Understanding backpressure
Fluent Bit is a widely used open-source data collection agent, processor, and forwarder that enables you to collect logs, metrics, and traces from various sources, filter and transform them, and then forward them to multiple destinations. With over ten billion Docker pulls, Fluent Bit has established itself as a preferred choice for log processing, collecting, and shipping.
At its core, Fluent Bit is a simple data pipeline consisting of various stages, as depicted below.
Most data pipelines eventually suffer from backpressure, which occurs when data is ingested at a higher rate than the ability to flush it. Network failures, latency, or third-party service failures are common causes of backpressure. The problems that result from backpressure include high memory usage, service downtime, and data loss, all of which we would like to avoid.
Fluent Bit offers special strategies to deal with backpressure to help ensure data safety and reduce downtime. Recognizing when Fluent Bit is experiencing backpressure and knowing how to address it is crucial for maintaining a healthy data pipeline.
This post provides a practical guide on how to detect and avoid backpressure problems with Fluent Bit.
Prerequisites
- Docker installed on your local machine.
- Familiarity with Fluent Bit concepts such as inputs, outputs, parsers, and filters.
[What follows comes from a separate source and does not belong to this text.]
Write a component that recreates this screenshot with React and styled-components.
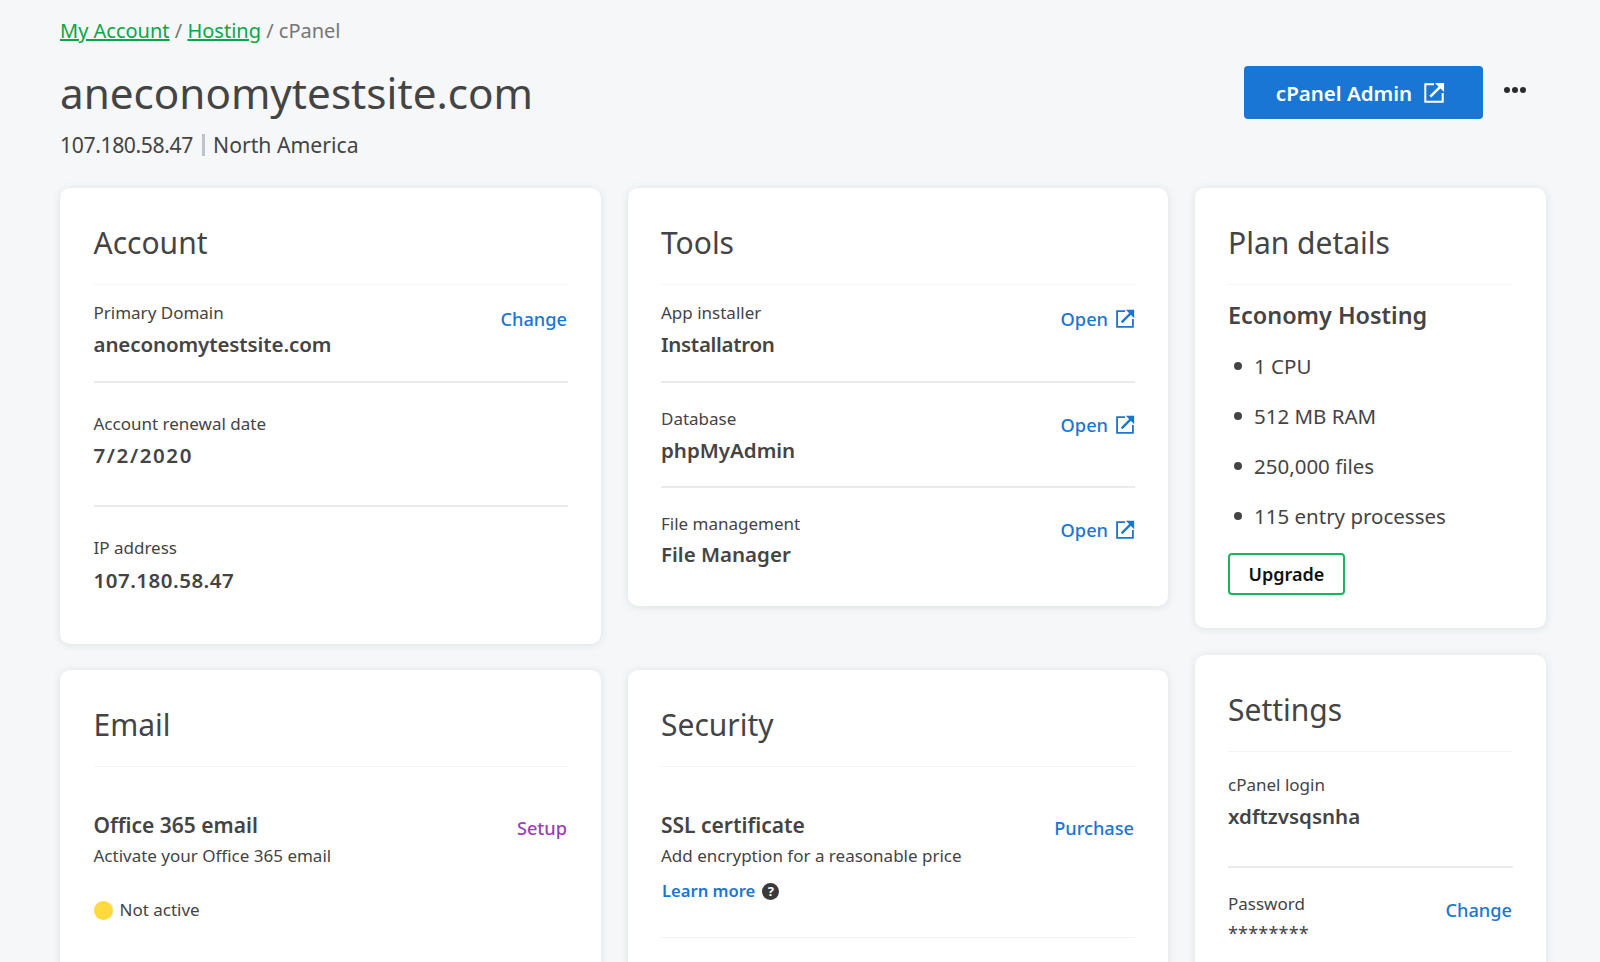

If you’re not familiar with these concepts, please refer to the official documentation.
Fluent Bit’s default: memory-based buffering
In Fluent Bit, records are emitted by an input plugin. These records are then grouped together by the engine into a unit called a Chunk, which typically has a size of around 2MB. Based on the configuration, the engine determines where to store these Chunks. By default, all Chunks are created in memory.
With the default mechanism, Fluent Bit will store data in memory as much as possible. This is the fastest mechanism with the least system overhead, but in certain scenarios, data can be ingested at a higher rate than the ability to flush it to some destinations. This generates backpressure, leading to high memory consumption in the service.
In a high-load environment with backpressure, there’s a risk of increased memory usage, which can lead to the kernel terminating the Fluent Bit process.
Let’s create some backpressure
Let’s demonstrate a situation in which Fluent Bit is running in a constrained environment. Our goal is to create enough backpressure and memory usage that the Fluent Bit service is killed by Kernel (OOM).
Clone the samples git repository
This repository contains all the required configuration files. Use the command below to clone the repository.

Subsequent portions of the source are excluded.